My goal with this series is not to tell you to stop enjoying Christmas, nor to ruin the joy of the season. I am also not promising to “fix” your Christmas. But as wonderful as Christmas can be, it is also a time when many respectable sins become more visible. And if you are a Christian, you know that sin never truly adds joy—it quietly corrodes it. The aim of this series, then, is actually to protect and deepen your joy by helping you recognize the common sinful traps our culture so easily falls into during this season.


One of the most obvious, and least challenged, of these sins is gluttony.


You may not hear that word often anymore, but historically, it has been counted among the seven deadly sins. Gluttony is often reduced to overconsumption of food, and while that can certainly be part of it, gluttony goes deeper. At its core, it is what Jesus describes as “working for the bread that perishes” (John 6:27). The glutton places idolatrous expectations on food and drink, looking to them for the satisfaction the soul was created to find in God.

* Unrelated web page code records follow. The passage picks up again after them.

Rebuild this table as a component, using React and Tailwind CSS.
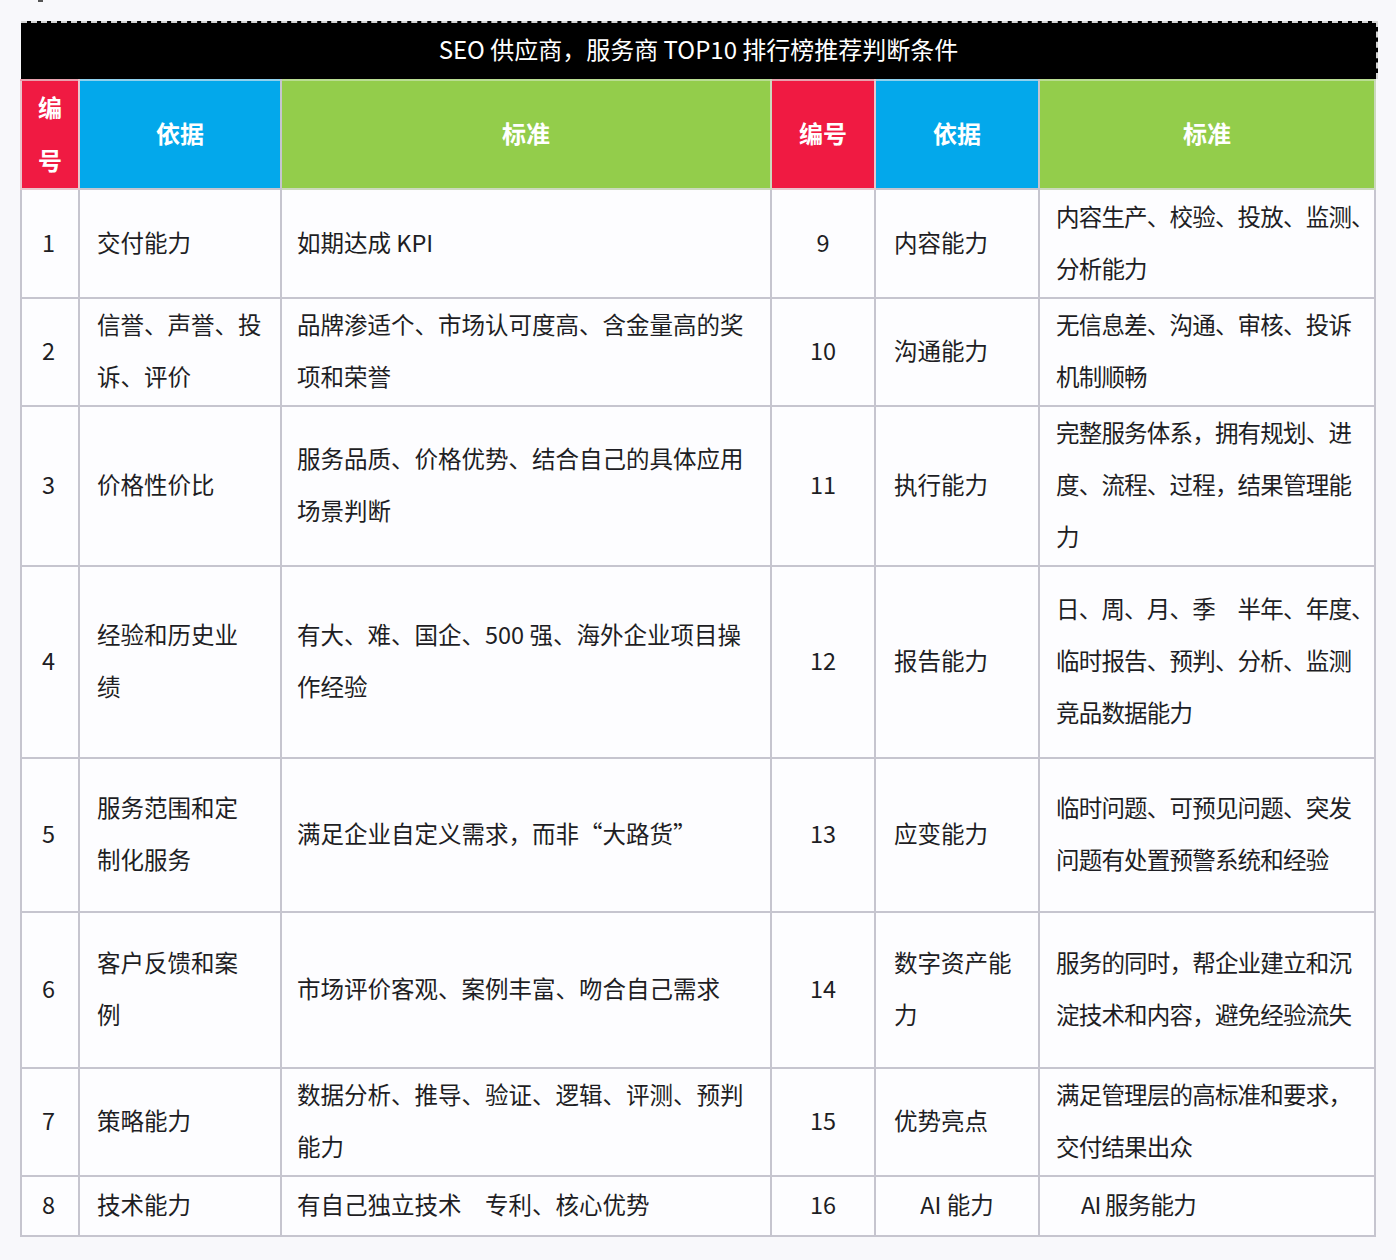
import React from "react";

const rows = [
  { h: "h-[109px]", a: "1", b: ["交付能力"], c: ["如期达成 KPI"], d: "9", e: ["内容能力"], f: ["内容生产、校验、投放、监测、", "分析能力"] },
  { h: "h-[108px]", a: "2", b: ["信誉、声誉、投", "诉、评价"], c: ["品牌渗适个、市场认可度高、含金量高的奖", "项和荣誉"], d: "10", e: ["沟通能力"], f: ["无信息差、沟通、审核、投诉", "机制顺畅"] },
  { h: "h-[160px]", a: "3", b: ["价格性价比"], c: ["服务品质、价格优势、结合自己的具体应用", "场景判断"], d: "11", e: ["执行能力"], f: ["完整服务体系，拥有规划、进", "度、流程、过程，结果管理能", "力"] },
  { h: "h-[192px]", a: "4", b: ["经验和历史业", "绩"], c: ["有大、难、国企、500 强、海外企业项目操", "作经验"], d: "12", e: ["报告能力"], f: ["日、周、月、季　半年、年度、", "临时报告、预判、分析、监测", "竞品数据能力"] },
  { h: "h-[154px]", a: "5", b: ["服务范围和定", "制化服务"], c: ["满足企业自定义需求，而非“大路货”"], d: "13", e: ["应变能力"], f: ["临时问题、可预见问题、突发", "问题有处置预警系统和经验"] },
  { h: "h-[156px]", a: "6", b: ["客户反馈和案", "例"], c: ["市场评价客观、案例丰富、吻合自己需求"], d: "14", e: ["数字资产能", "力"], f: ["服务的同时，帮企业建立和沉", "淀技术和内容，避免经验流失"] },
  { h: "h-[108px]", a: "7", b: ["策略能力"], c: ["数据分析、推导、验证、逻辑、评测、预判", "能力"], d: "15", e: ["优势亮点"], f: ["满足管理层的高标准和要求，", "交付结果出众"] },
  { h: "h-[60px]", a: "8", b: ["技术能力"], c: ["有自己独立技术　专利、核心优势"], d: "16", e: ["AI 能力"], f: ["AI 服务能力"], last: true },
];

function Lines({ lines }) {
  return (
    <div className="-translate-y-[2px]">
      {lines.map((l, i) => (
        <div key={i} className="whitespace-nowrap">
          {l}
        </div>
      ))}
    </div>
  );
}

const td = "border-2 border-[#c6c5cf] align-middle";

export default function App() {
  return (
    <div
      className="min-h-[1260px] w-[1396px] bg-[#f8f8fb] text-[#1e1e24]"
      style={{ fontFamily: '"Noto Sans CJK SC", "Noto Sans", sans-serif' }}
    >
      <div className="h-[2px] w-[5px] ml-[38px] bg-[#555]" />
      <div className="pt-[19px] pl-[20px]">
        <div className="ml-[1px] w-[1357px] h-[58px] bg-black border-t-2 border-r-2 border-dashed border-[#d4d4d4] flex items-center justify-center text-white text-[24px] pb-[5px]">
          SEO 供应商，服务商 TOP10 排行榜推荐判断条件
        </div>
        <table className="border-collapse table-fixed w-[1354px] text-[23.5px] leading-[52px] bg-[#fdfdff]">
          <colgroup>
            <col className="w-[58px]" />
            <col className="w-[202px]" />
            <col className="w-[490px]" />
            <col className="w-[104px]" />
            <col className="w-[164px]" />
            <col className="w-[336px]" />
          </colgroup>
          <thead>
            <tr className="h-[109px] text-white font-bold text-[24px]">
              <th className={`${td} bg-[#f01a42] border-[#e9c5cc] border-t-[#e8a0ad] font-bold text-center leading-[53px]`}>
                <div className="-translate-y-[2px]">
                  编<br />号
                </div>
              </th>
              <th className={`${td} bg-[#03a8eb] border-[#bfd8e6] border-t-[#8fd1ee] font-bold text-center`}>
                <div className="-translate-y-[2px]">依据</div>
              </th>
              <th className={`${td} bg-[#93cd4b] border-[#cbd9bd] border-t-[#b9dd92] font-bold text-center`}>
                <div className="-translate-y-[2px]">标准</div>
              </th>
              <th className={`${td} bg-[#f01a42] border-[#e9c5cc] border-t-[#e8a0ad] font-bold text-center`}>
                <div className="-translate-y-[2px]">编号</div>
              </th>
              <th className={`${td} bg-[#03a8eb] border-[#bfd8e6] border-t-[#8fd1ee] font-bold text-center`}>
                <div className="-translate-y-[2px]">依据</div>
              </th>
              <th className={`${td} bg-[#93cd4b] border-[#cbd9bd] border-t-[#b9dd92] font-bold text-center`}>
                <div className="-translate-y-[2px]">标准</div>
              </th>
            </tr>
          </thead>
          <tbody>
            {rows.map((r) => (
              <tr key={r.a} className={r.h}>
                <td className={`${td} text-center pr-[3px]`}>
                  <Lines lines={[r.a]} />
                </td>
                <td className={`${td} pl-[17px]`}>
                  <Lines lines={r.b} />
                </td>
                <td className={`${td} pl-[15px]`}>
                  <Lines lines={r.c} />
                </td>
                <td className={`${td} text-center`}>
                  <Lines lines={[r.d]} />
                </td>
                <td className={`${td} ${r.last ? "text-center" : "pl-[18px]"}`}>
                  <Lines lines={r.e} />
                </td>
                <td className={`${td} tracking-[-0.8px] ${r.last ? "pl-[41px]" : "pl-[16px]"}`}>
                  <Lines lines={r.f} />
                </td>
              </tr>
            ))}
          </tbody>
        </table>
      </div>
    </div>
  );
}
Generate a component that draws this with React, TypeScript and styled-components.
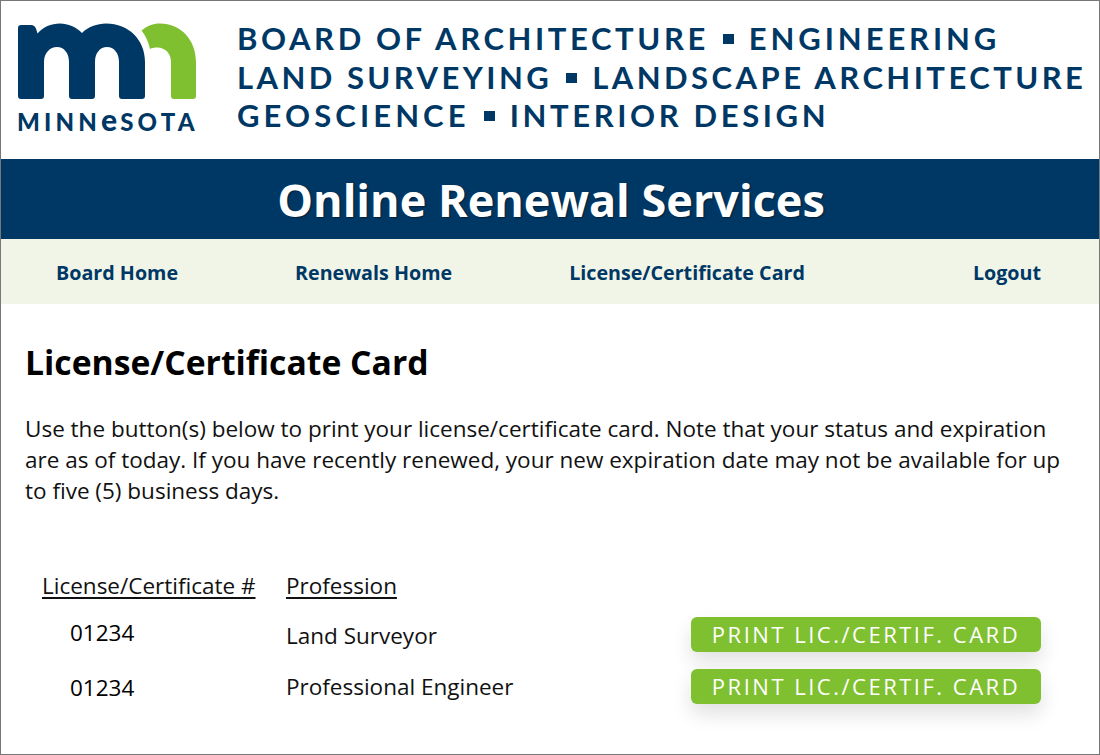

Because food and drink cannot bear that weight, the glutton keeps consuming—eating, drinking, indulging—trying to quiet a hunger that never truly goes away.


Gluttony, however, does not always look like excess. Some eat very little but demand only the most special or exclusive foods, believing that this meal, this experience, will finally satisfy them. Others eat normal portions but spend beyond their means, convinced that they need certain foods or drinks to be content. For some, the season becomes entirely stomach-driven, an unrestrained pursuit of appetite with little regard for others, for generosity, or for self-control.


To be clear, the problem is not feasting. Feasting is not only permitted in Scripture; it is often commanded. God instructed Israel to celebrate His goodness with food and wine, rejoicing in His provision. The answer to gluttony is not asceticism, nor is it guilt-driven restraint. The answer is proper feasting. As Spirit-filled Christians, marked by self-control, we should be able to enjoy daily bread and celebratory meals in the presence of God, with thankful and ordered hearts.


Gluttony, then, is not ultimately a sin of the stomach, but a sin of the heart. It is a heart deceived into believing that soul-level satisfaction can be found by filling the stomach, pleasing the taste buds, or numbing the mind with bread that perishes. At its root, gluttony asks the wrong questions about what we consume. What am I expecting this food or drink to give me? What am I asking it to fix? What place does it hold in my life?


The irony is that the glutton is often assumed to be the one who truly appreciates food and drink. In reality, he rarely does. Enslaved by appetite, he finds no lasting contentment, no deep satisfaction—only a short-lived pleasure that fades almost immediately.


So pray this Christmas that God would give you the grace to enjoy His goodness rightly: to feast with gratitude, to delight yourself in the Lord, and to keep everything in its proper place—so that joy may grow rather than quietly erode.